■ **WHAT YOU NEED TO DO**: Your job is to retype all of the data word for word, leaving every image out.

■ **MATERIAL**:
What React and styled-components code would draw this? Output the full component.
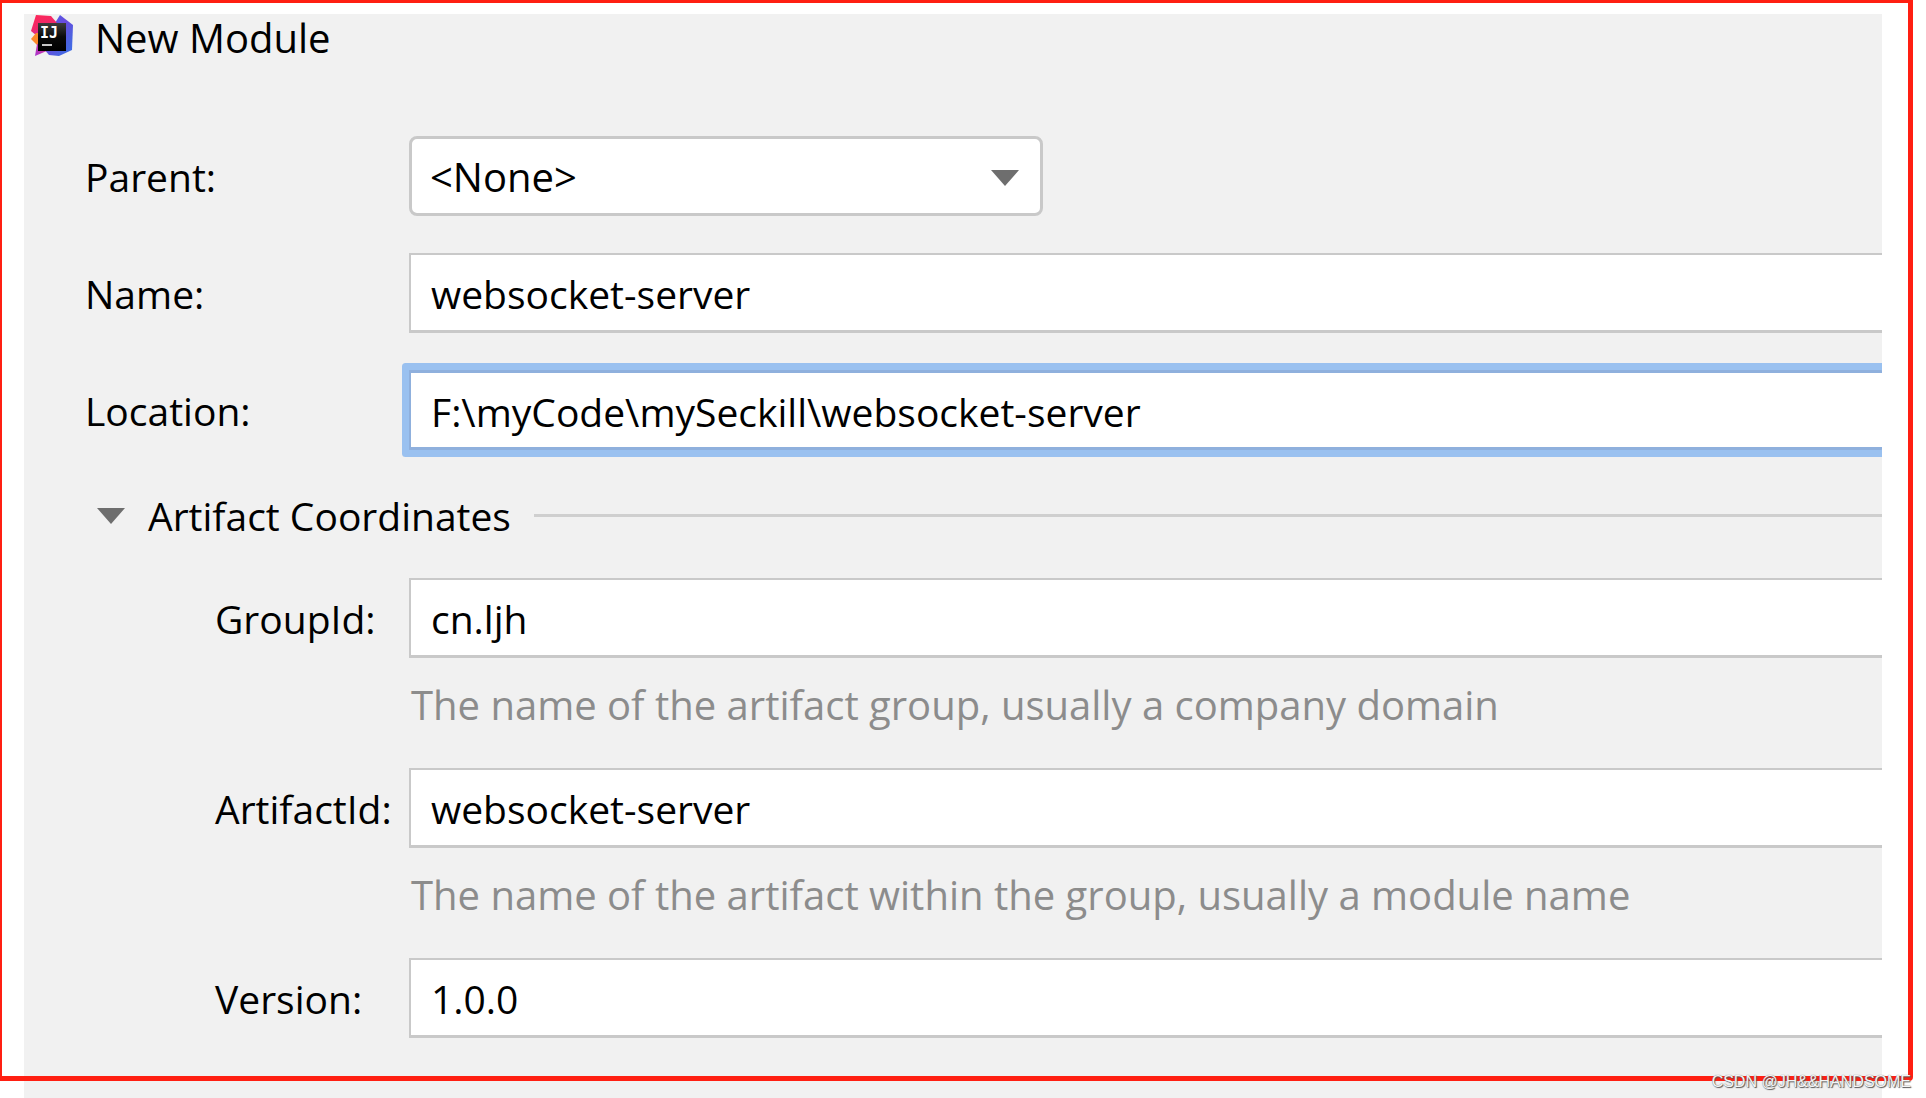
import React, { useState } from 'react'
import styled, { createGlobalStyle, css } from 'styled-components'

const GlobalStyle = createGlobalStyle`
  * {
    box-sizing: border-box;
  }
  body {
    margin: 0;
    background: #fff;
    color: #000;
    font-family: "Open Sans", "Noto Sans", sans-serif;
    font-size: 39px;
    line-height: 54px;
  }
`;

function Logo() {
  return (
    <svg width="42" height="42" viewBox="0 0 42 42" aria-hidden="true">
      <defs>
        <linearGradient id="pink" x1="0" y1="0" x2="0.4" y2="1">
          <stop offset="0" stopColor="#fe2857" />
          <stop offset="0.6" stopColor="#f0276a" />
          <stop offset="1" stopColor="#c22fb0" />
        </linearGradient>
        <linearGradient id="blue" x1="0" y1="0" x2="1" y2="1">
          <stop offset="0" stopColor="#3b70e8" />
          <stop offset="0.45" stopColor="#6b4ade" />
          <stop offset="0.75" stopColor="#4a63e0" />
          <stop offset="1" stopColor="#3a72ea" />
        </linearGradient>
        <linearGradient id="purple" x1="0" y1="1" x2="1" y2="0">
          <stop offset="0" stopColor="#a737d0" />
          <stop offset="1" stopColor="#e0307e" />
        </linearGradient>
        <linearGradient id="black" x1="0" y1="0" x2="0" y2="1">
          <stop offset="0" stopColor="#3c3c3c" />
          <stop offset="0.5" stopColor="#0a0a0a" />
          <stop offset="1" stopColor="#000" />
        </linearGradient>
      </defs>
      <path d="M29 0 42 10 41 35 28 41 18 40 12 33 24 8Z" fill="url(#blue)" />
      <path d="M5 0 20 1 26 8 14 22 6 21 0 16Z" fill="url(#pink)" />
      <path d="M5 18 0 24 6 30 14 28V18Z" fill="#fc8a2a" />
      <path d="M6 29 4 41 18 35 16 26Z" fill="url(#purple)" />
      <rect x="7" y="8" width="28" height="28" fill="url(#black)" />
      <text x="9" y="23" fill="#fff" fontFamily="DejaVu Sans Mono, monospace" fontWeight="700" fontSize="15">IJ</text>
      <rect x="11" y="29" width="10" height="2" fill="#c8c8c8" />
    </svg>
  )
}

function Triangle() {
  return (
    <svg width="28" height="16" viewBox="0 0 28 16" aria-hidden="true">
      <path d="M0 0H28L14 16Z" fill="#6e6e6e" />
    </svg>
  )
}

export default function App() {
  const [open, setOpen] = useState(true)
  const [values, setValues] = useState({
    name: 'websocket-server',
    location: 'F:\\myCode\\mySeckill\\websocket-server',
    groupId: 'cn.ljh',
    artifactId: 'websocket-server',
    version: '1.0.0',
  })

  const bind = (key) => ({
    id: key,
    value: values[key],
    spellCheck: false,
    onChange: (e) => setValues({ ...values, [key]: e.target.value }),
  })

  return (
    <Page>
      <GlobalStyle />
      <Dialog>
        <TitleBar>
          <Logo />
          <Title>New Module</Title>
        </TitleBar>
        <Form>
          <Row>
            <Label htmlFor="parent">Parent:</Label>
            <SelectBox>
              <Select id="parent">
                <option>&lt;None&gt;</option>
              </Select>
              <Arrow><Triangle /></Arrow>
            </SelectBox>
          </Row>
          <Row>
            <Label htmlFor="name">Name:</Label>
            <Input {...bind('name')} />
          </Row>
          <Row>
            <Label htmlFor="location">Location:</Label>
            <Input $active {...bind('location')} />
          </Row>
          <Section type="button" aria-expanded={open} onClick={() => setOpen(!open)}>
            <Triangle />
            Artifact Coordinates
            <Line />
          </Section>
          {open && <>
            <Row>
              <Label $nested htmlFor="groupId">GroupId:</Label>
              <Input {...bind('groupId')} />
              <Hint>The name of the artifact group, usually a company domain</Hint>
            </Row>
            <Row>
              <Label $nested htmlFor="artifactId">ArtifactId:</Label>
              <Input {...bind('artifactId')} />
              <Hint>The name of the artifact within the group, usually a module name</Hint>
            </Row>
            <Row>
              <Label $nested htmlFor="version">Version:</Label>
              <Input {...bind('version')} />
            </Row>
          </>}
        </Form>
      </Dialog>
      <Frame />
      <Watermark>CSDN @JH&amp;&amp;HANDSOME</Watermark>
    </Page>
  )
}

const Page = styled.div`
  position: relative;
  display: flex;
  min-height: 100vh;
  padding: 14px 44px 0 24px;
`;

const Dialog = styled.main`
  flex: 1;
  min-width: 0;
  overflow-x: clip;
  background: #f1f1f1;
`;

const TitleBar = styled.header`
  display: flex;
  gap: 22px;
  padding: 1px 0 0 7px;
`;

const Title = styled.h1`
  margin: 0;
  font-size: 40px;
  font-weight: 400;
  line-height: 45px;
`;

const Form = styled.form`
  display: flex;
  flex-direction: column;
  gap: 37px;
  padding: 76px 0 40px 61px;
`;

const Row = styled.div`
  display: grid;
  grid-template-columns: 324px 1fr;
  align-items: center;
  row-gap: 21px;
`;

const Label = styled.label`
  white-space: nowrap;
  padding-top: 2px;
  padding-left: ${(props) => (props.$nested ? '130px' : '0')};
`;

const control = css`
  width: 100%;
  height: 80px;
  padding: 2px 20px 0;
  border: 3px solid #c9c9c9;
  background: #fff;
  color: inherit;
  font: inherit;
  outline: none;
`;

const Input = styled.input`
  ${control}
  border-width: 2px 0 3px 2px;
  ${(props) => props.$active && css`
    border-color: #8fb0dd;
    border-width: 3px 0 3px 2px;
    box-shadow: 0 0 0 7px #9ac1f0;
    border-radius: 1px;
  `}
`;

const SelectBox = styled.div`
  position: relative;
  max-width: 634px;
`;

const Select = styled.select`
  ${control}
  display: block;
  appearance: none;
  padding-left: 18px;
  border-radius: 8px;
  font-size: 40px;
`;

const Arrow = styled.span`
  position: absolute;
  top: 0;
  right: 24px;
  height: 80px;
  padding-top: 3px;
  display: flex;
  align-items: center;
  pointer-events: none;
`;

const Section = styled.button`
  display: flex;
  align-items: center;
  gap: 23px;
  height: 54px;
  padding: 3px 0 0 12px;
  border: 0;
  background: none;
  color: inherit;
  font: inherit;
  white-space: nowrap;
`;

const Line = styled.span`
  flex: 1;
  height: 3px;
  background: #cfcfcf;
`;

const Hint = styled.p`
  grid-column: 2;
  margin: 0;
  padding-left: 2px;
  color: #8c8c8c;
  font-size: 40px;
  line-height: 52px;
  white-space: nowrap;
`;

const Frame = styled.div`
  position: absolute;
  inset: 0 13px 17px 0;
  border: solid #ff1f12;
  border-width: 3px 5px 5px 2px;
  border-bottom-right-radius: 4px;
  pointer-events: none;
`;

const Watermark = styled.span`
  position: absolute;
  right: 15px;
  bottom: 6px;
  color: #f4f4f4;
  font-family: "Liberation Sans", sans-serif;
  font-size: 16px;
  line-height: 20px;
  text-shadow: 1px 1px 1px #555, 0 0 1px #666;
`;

■ **RESPONSE TO THE TASK**:
What React and styled-components code would draw this? Output the full component.
import React, { useState } from 'react'
import styled, { createGlobalStyle, css } from 'styled-components'

const GlobalStyle = createGlobalStyle`
  * {
    box-sizing: border-box;
  }
  body {
    margin: 0;
    background: #fff;
    color: #000;
    font-family: "Open Sans", "Noto Sans", sans-serif;
    font-size: 39px;
    line-height: 54px;
  }
`;

function Logo() {
  return (
    <svg width="42" height="42" viewBox="0 0 42 42" aria-hidden="true">
      <defs>
        <linearGradient id="pink" x1="0" y1="0" x2="0.4" y2="1">
          <stop offset="0" stopColor="#fe2857" />
          <stop offset="0.6" stopColor="#f0276a" />
          <stop offset="1" stopColor="#c22fb0" />
        </linearGradient>
        <linearGradient id="blue" x1="0" y1="0" x2="1" y2="1">
          <stop offset="0" stopColor="#3b70e8" />
          <stop offset="0.45" stopColor="#6b4ade" />
          <stop offset="0.75" stopColor="#4a63e0" />
          <stop offset="1" stopColor="#3a72ea" />
        </linearGradient>
        <linearGradient id="purple" x1="0" y1="1" x2="1" y2="0">
          <stop offset="0" stopColor="#a737d0" />
          <stop offset="1" stopColor="#e0307e" />
        </linearGradient>
        <linearGradient id="black" x1="0" y1="0" x2="0" y2="1">
          <stop offset="0" stopColor="#3c3c3c" />
          <stop offset="0.5" stopColor="#0a0a0a" />
          <stop offset="1" stopColor="#000" />
        </linearGradient>
      </defs>
      <path d="M29 0 42 10 41 35 28 41 18 40 12 33 24 8Z" fill="url(#blue)" />
      <path d="M5 0 20 1 26 8 14 22 6 21 0 16Z" fill="url(#pink)" />
      <path d="M5 18 0 24 6 30 14 28V18Z" fill="#fc8a2a" />
      <path d="M6 29 4 41 18 35 16 26Z" fill="url(#purple)" />
      <rect x="7" y="8" width="28" height="28" fill="url(#black)" />
      <text x="9" y="23" fill="#fff" fontFamily="DejaVu Sans Mono, monospace" fontWeight="700" fontSize="15">IJ</text>
      <rect x="11" y="29" width="10" height="2" fill="#c8c8c8" />
    </svg>
  )
}

function Triangle() {
  return (
    <svg width="28" height="16" viewBox="0 0 28 16" aria-hidden="true">
      <path d="M0 0H28L14 16Z" fill="#6e6e6e" />
    </svg>
  )
}

export default function App() {
  const [open, setOpen] = useState(true)
  const [values, setValues] = useState({
    name: 'websocket-server',
    location: 'F:\\myCode\\mySeckill\\websocket-server',
    groupId: 'cn.ljh',
    artifactId: 'websocket-server',
    version: '1.0.0',
  })

  const bind = (key) => ({
    id: key,
    value: values[key],
    spellCheck: false,
    onChange: (e) => setValues({ ...values, [key]: e.target.value }),
  })

  return (
    <Page>
      <GlobalStyle />
      <Dialog>
        <TitleBar>
          <Logo />
          <Title>New Module</Title>
        </TitleBar>
        <Form>
          <Row>
            <Label htmlFor="parent">Parent:</Label>
            <SelectBox>
              <Select id="parent">
                <option>&lt;None&gt;</option>
              </Select>
              <Arrow><Triangle /></Arrow>
            </SelectBox>
          </Row>
          <Row>
            <Label htmlFor="name">Name:</Label>
            <Input {...bind('name')} />
          </Row>
          <Row>
            <Label htmlFor="location">Location:</Label>
            <Input $active {...bind('location')} />
          </Row>
          <Section type="button" aria-expanded={open} onClick={() => setOpen(!open)}>
            <Triangle />
            Artifact Coordinates
            <Line />
          </Section>
          {open && <>
            <Row>
              <Label $nested htmlFor="groupId">GroupId:</Label>
              <Input {...bind('groupId')} />
              <Hint>The name of the artifact group, usually a company domain</Hint>
            </Row>
            <Row>
              <Label $nested htmlFor="artifactId">ArtifactId:</Label>
              <Input {...bind('artifactId')} />
              <Hint>The name of the artifact within the group, usually a module name</Hint>
            </Row>
            <Row>
              <Label $nested htmlFor="version">Version:</Label>
              <Input {...bind('version')} />
            </Row>
          </>}
        </Form>
      </Dialog>
      <Frame />
      <Watermark>CSDN @JH&amp;&amp;HANDSOME</Watermark>
    </Page>
  )
}

const Page = styled.div`
  position: relative;
  display: flex;
  min-height: 100vh;
  padding: 14px 44px 0 24px;
`;

const Dialog = styled.main`
  flex: 1;
  min-width: 0;
  overflow-x: clip;
  background: #f1f1f1;
`;

const TitleBar = styled.header`
  display: flex;
  gap: 22px;
  padding: 1px 0 0 7px;
`;

const Title = styled.h1`
  margin: 0;
  font-size: 40px;
  font-weight: 400;
  line-height: 45px;
`;

const Form = styled.form`
  display: flex;
  flex-direction: column;
  gap: 37px;
  padding: 76px 0 40px 61px;
`;

const Row = styled.div`
  display: grid;
  grid-template-columns: 324px 1fr;
  align-items: center;
  row-gap: 21px;
`;

const Label = styled.label`
  white-space: nowrap;
  padding-top: 2px;
  padding-left: ${(props) => (props.$nested ? '130px' : '0')};
`;

const control = css`
  width: 100%;
  height: 80px;
  padding: 2px 20px 0;
  border: 3px solid #c9c9c9;
  background: #fff;
  color: inherit;
  font: inherit;
  outline: none;
`;

const Input = styled.input`
  ${control}
  border-width: 2px 0 3px 2px;
  ${(props) => props.$active && css`
    border-color: #8fb0dd;
    border-width: 3px 0 3px 2px;
    box-shadow: 0 0 0 7px #9ac1f0;
    border-radius: 1px;
  `}
`;

const SelectBox = styled.div`
  position: relative;
  max-width: 634px;
`;

const Select = styled.select`
  ${control}
  display: block;
  appearance: none;
  padding-left: 18px;
  border-radius: 8px;
  font-size: 40px;
`;

const Arrow = styled.span`
  position: absolute;
  top: 0;
  right: 24px;
  height: 80px;
  padding-top: 3px;
  display: flex;
  align-items: center;
  pointer-events: none;
`;

const Section = styled.button`
  display: flex;
  align-items: center;
  gap: 23px;
  height: 54px;
  padding: 3px 0 0 12px;
  border: 0;
  background: none;
  color: inherit;
  font: inherit;
  white-space: nowrap;
`;

const Line = styled.span`
  flex: 1;
  height: 3px;
  background: #cfcfcf;
`;

const Hint = styled.p`
  grid-column: 2;
  margin: 0;
  padding-left: 2px;
  color: #8c8c8c;
  font-size: 40px;
  line-height: 52px;
  white-space: nowrap;
`;

const Frame = styled.div`
  position: absolute;
  inset: 0 13px 17px 0;
  border: solid #ff1f12;
  border-width: 3px 5px 5px 2px;
  border-bottom-right-radius: 4px;
  pointer-events: none;
`;

const Watermark = styled.span`
  position: absolute;
  right: 15px;
  bottom: 6px;
  color: #f4f4f4;
  font-family: "Liberation Sans", sans-serif;
  font-size: 16px;
  line-height: 20px;
  text-shadow: 1px 1px 1px #555, 0 0 1px #666;
`;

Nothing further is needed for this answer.